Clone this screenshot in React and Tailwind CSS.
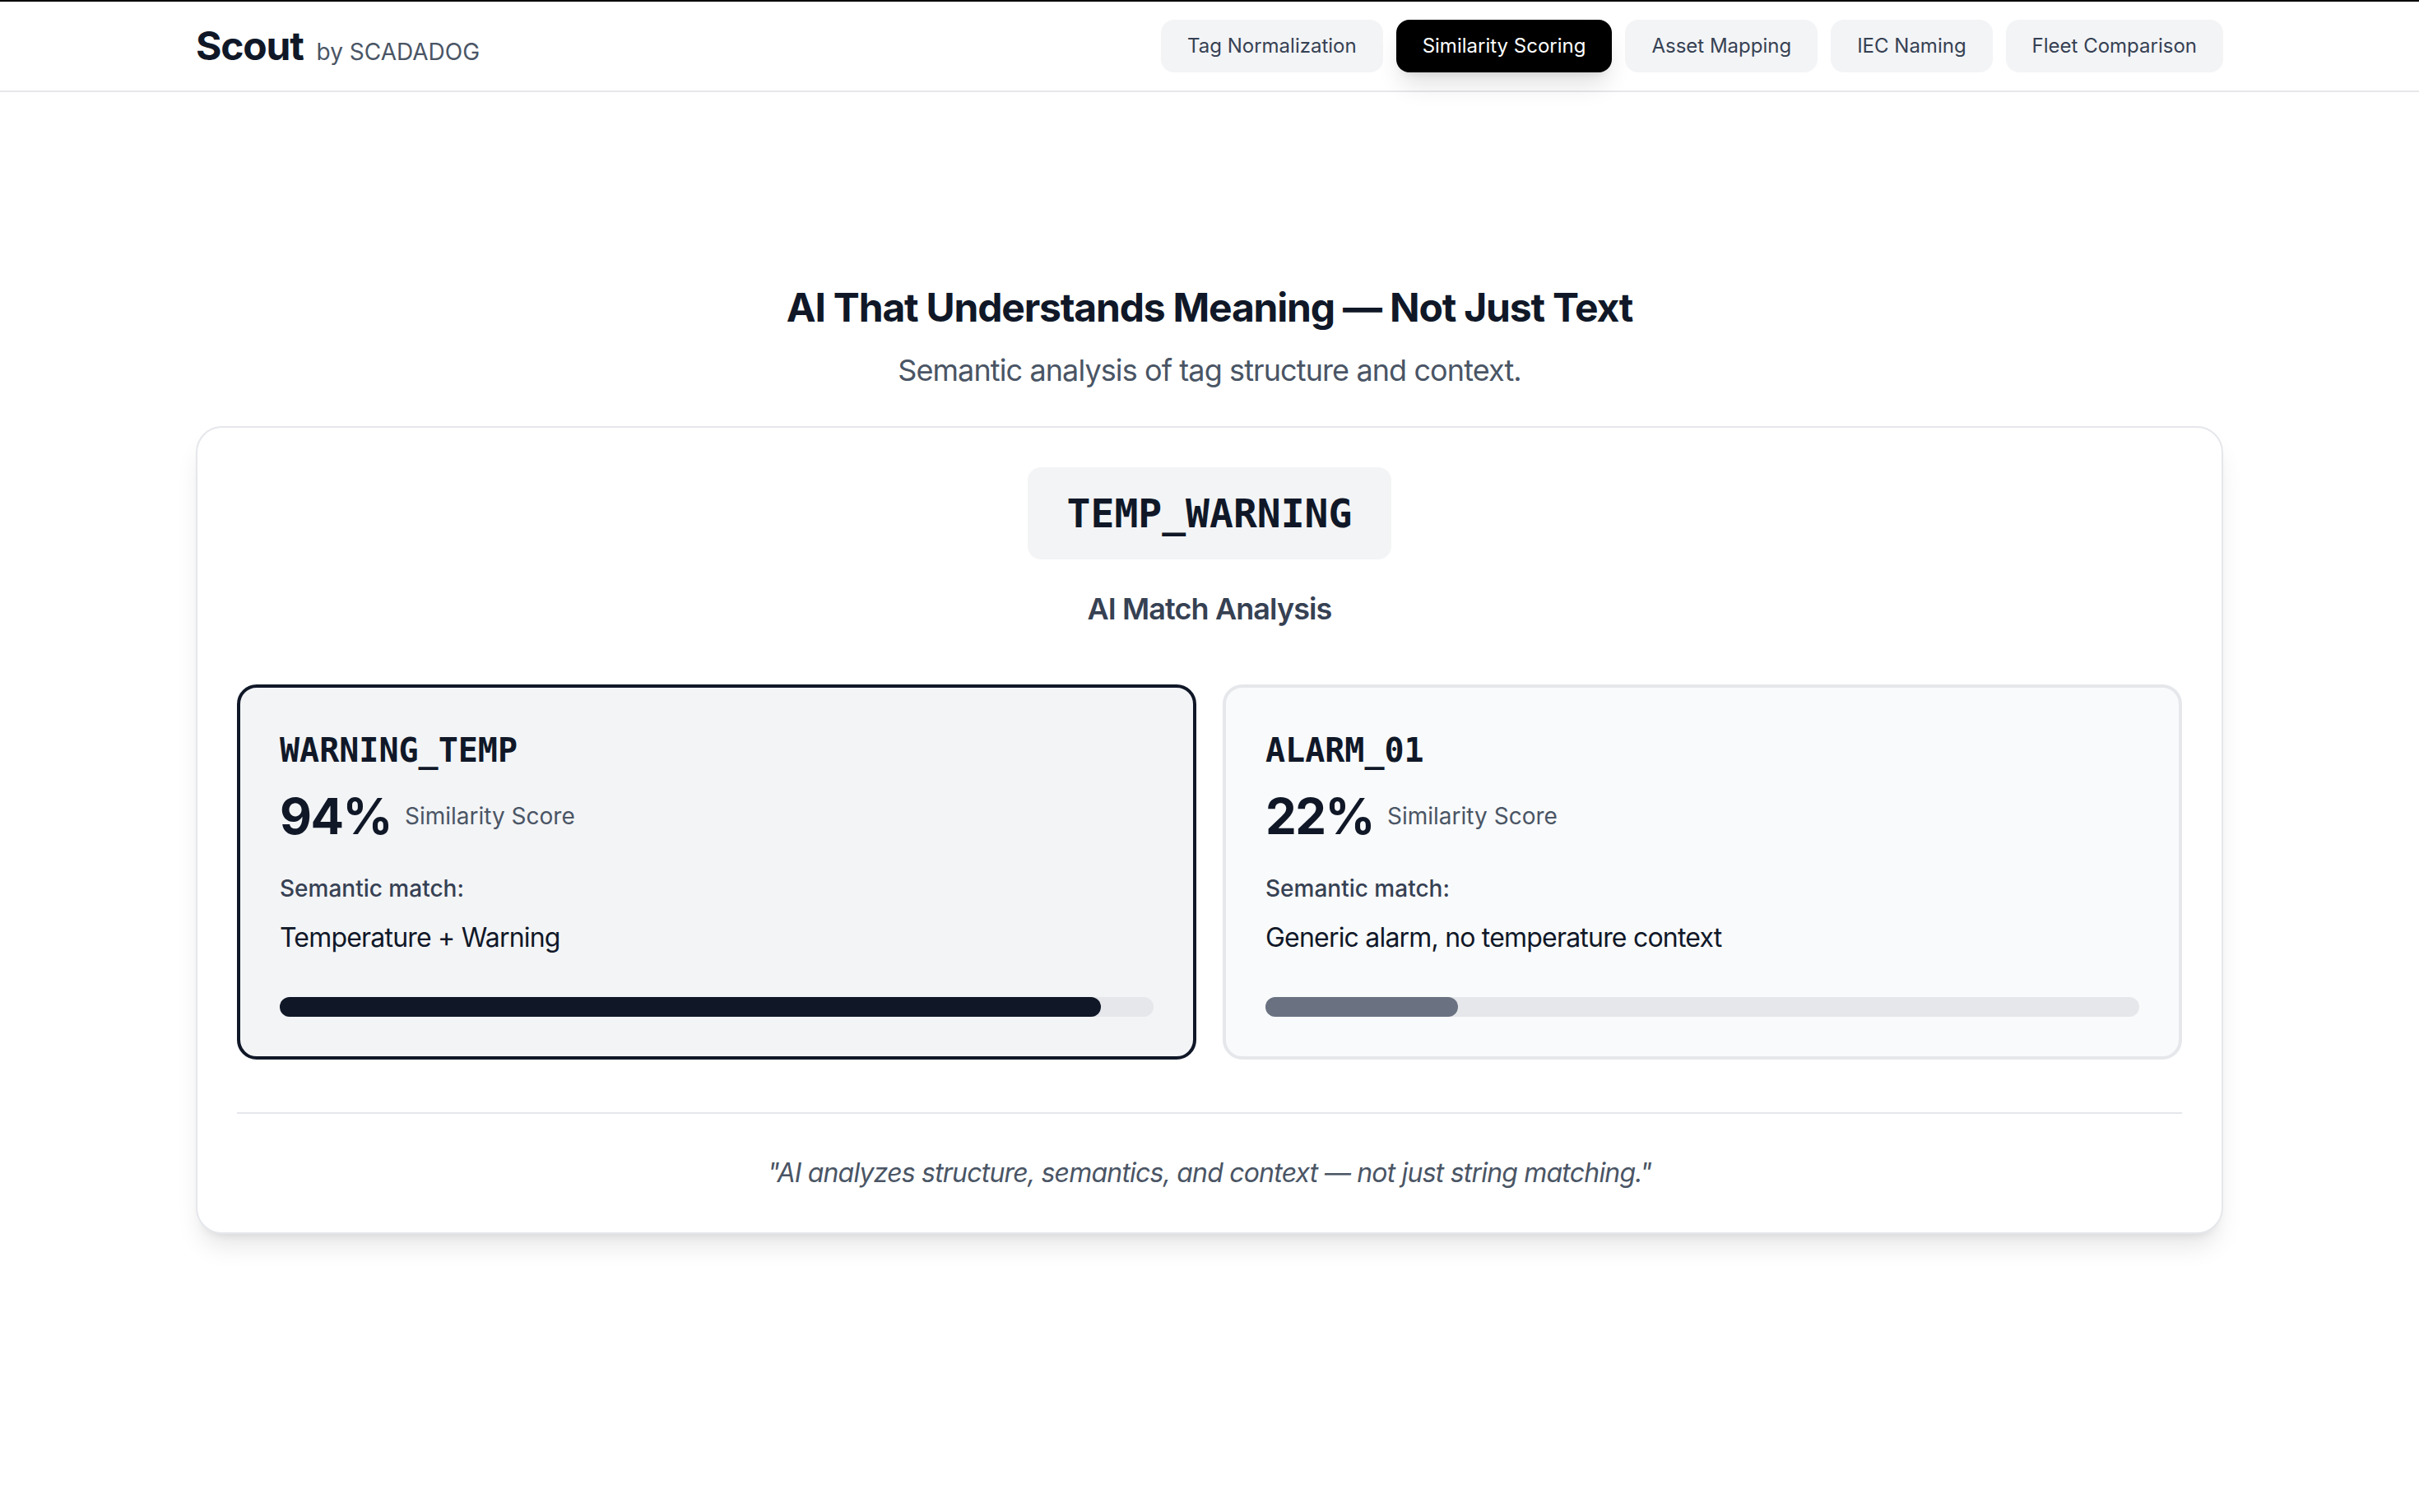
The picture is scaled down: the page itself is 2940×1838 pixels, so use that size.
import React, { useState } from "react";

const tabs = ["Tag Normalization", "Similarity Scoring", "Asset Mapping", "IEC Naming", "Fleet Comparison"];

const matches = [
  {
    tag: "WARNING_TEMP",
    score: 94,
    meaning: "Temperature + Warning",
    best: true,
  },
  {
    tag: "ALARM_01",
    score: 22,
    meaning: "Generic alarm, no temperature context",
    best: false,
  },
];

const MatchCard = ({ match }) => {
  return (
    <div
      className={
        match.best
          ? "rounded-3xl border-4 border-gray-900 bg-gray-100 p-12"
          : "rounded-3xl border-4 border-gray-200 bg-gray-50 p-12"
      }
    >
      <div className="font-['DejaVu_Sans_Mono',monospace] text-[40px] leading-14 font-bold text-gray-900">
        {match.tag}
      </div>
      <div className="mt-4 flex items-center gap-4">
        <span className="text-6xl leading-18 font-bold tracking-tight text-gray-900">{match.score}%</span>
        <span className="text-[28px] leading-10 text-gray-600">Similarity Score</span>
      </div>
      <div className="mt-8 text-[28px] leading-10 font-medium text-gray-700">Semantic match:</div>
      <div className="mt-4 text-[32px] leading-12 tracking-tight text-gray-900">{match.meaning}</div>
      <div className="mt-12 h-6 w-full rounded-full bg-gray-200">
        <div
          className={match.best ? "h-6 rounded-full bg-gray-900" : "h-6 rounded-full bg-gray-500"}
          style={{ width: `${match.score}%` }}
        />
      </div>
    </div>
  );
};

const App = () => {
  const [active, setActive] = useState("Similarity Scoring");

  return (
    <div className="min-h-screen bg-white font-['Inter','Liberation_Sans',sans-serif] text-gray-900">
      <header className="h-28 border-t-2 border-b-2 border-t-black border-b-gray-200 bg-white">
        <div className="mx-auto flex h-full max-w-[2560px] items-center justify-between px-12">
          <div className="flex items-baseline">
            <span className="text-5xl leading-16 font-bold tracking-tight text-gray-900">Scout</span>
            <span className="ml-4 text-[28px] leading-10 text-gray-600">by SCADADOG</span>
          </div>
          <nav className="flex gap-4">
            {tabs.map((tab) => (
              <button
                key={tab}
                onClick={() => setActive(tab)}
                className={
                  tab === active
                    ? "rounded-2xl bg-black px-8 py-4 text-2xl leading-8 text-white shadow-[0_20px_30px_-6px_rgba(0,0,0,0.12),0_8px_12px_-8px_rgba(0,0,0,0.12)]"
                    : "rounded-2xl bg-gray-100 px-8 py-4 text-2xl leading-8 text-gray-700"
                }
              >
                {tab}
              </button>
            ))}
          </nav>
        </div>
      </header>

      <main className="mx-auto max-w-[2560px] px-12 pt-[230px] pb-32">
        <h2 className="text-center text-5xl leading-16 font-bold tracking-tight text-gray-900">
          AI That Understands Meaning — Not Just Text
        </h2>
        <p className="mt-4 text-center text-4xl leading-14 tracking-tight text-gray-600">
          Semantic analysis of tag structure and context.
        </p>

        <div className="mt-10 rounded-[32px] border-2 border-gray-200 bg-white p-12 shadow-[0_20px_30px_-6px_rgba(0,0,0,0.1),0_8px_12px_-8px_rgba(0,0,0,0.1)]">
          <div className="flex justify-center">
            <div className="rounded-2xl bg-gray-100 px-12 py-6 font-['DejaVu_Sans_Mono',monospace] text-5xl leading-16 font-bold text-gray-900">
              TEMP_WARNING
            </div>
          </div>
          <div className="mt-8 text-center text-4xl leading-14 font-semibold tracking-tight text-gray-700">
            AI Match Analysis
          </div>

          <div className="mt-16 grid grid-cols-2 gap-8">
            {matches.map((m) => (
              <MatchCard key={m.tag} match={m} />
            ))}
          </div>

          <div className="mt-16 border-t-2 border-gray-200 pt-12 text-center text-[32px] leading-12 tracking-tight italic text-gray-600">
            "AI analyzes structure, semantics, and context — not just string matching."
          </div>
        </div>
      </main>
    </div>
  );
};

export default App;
★ ★ ★ ★ ★ ★ ★
YOUR INSTRUCTIONS: What is needed is an exact reproduction of the data, pictures excluded.

SOLUTION:
Clone this screenshot in React and Tailwind CSS.
The picture is scaled down: the page itself is 2940×1838 pixels, so use that size.
import React, { useState } from "react";

const tabs = ["Tag Normalization", "Similarity Scoring", "Asset Mapping", "IEC Naming", "Fleet Comparison"];

const matches = [
  {
    tag: "WARNING_TEMP",
    score: 94,
    meaning: "Temperature + Warning",
    best: true,
  },
  {
    tag: "ALARM_01",
    score: 22,
    meaning: "Generic alarm, no temperature context",
    best: false,
  },
];

const MatchCard = ({ match }) => {
  return (
    <div
      className={
        match.best
          ? "rounded-3xl border-4 border-gray-900 bg-gray-100 p-12"
          : "rounded-3xl border-4 border-gray-200 bg-gray-50 p-12"
      }
    >
      <div className="font-['DejaVu_Sans_Mono',monospace] text-[40px] leading-14 font-bold text-gray-900">
        {match.tag}
      </div>
      <div className="mt-4 flex items-center gap-4">
        <span className="text-6xl leading-18 font-bold tracking-tight text-gray-900">{match.score}%</span>
        <span className="text-[28px] leading-10 text-gray-600">Similarity Score</span>
      </div>
      <div className="mt-8 text-[28px] leading-10 font-medium text-gray-700">Semantic match:</div>
      <div className="mt-4 text-[32px] leading-12 tracking-tight text-gray-900">{match.meaning}</div>
      <div className="mt-12 h-6 w-full rounded-full bg-gray-200">
        <div
          className={match.best ? "h-6 rounded-full bg-gray-900" : "h-6 rounded-full bg-gray-500"}
          style={{ width: `${match.score}%` }}
        />
      </div>
    </div>
  );
};

const App = () => {
  const [active, setActive] = useState("Similarity Scoring");

  return (
    <div className="min-h-screen bg-white font-['Inter','Liberation_Sans',sans-serif] text-gray-900">
      <header className="h-28 border-t-2 border-b-2 border-t-black border-b-gray-200 bg-white">
        <div className="mx-auto flex h-full max-w-[2560px] items-center justify-between px-12">
          <div className="flex items-baseline">
            <span className="text-5xl leading-16 font-bold tracking-tight text-gray-900">Scout</span>
            <span className="ml-4 text-[28px] leading-10 text-gray-600">by SCADADOG</span>
          </div>
          <nav className="flex gap-4">
            {tabs.map((tab) => (
              <button
                key={tab}
                onClick={() => setActive(tab)}
                className={
                  tab === active
                    ? "rounded-2xl bg-black px-8 py-4 text-2xl leading-8 text-white shadow-[0_20px_30px_-6px_rgba(0,0,0,0.12),0_8px_12px_-8px_rgba(0,0,0,0.12)]"
                    : "rounded-2xl bg-gray-100 px-8 py-4 text-2xl leading-8 text-gray-700"
                }
              >
                {tab}
              </button>
            ))}
          </nav>
        </div>
      </header>

      <main className="mx-auto max-w-[2560px] px-12 pt-[230px] pb-32">
        <h2 className="text-center text-5xl leading-16 font-bold tracking-tight text-gray-900">
          AI That Understands Meaning — Not Just Text
        </h2>
        <p className="mt-4 text-center text-4xl leading-14 tracking-tight text-gray-600">
          Semantic analysis of tag structure and context.
        </p>

        <div className="mt-10 rounded-[32px] border-2 border-gray-200 bg-white p-12 shadow-[0_20px_30px_-6px_rgba(0,0,0,0.1),0_8px_12px_-8px_rgba(0,0,0,0.1)]">
          <div className="flex justify-center">
            <div className="rounded-2xl bg-gray-100 px-12 py-6 font-['DejaVu_Sans_Mono',monospace] text-5xl leading-16 font-bold text-gray-900">
              TEMP_WARNING
            </div>
          </div>
          <div className="mt-8 text-center text-4xl leading-14 font-semibold tracking-tight text-gray-700">
            AI Match Analysis
          </div>

          <div className="mt-16 grid grid-cols-2 gap-8">
            {matches.map((m) => (
              <MatchCard key={m.tag} match={m} />
            ))}
          </div>

          <div className="mt-16 border-t-2 border-gray-200 pt-12 text-center text-[32px] leading-12 tracking-tight italic text-gray-600">
            "AI analyzes structure, semantics, and context — not just string matching."
          </div>
        </div>
      </main>
    </div>
  );
};

export default App;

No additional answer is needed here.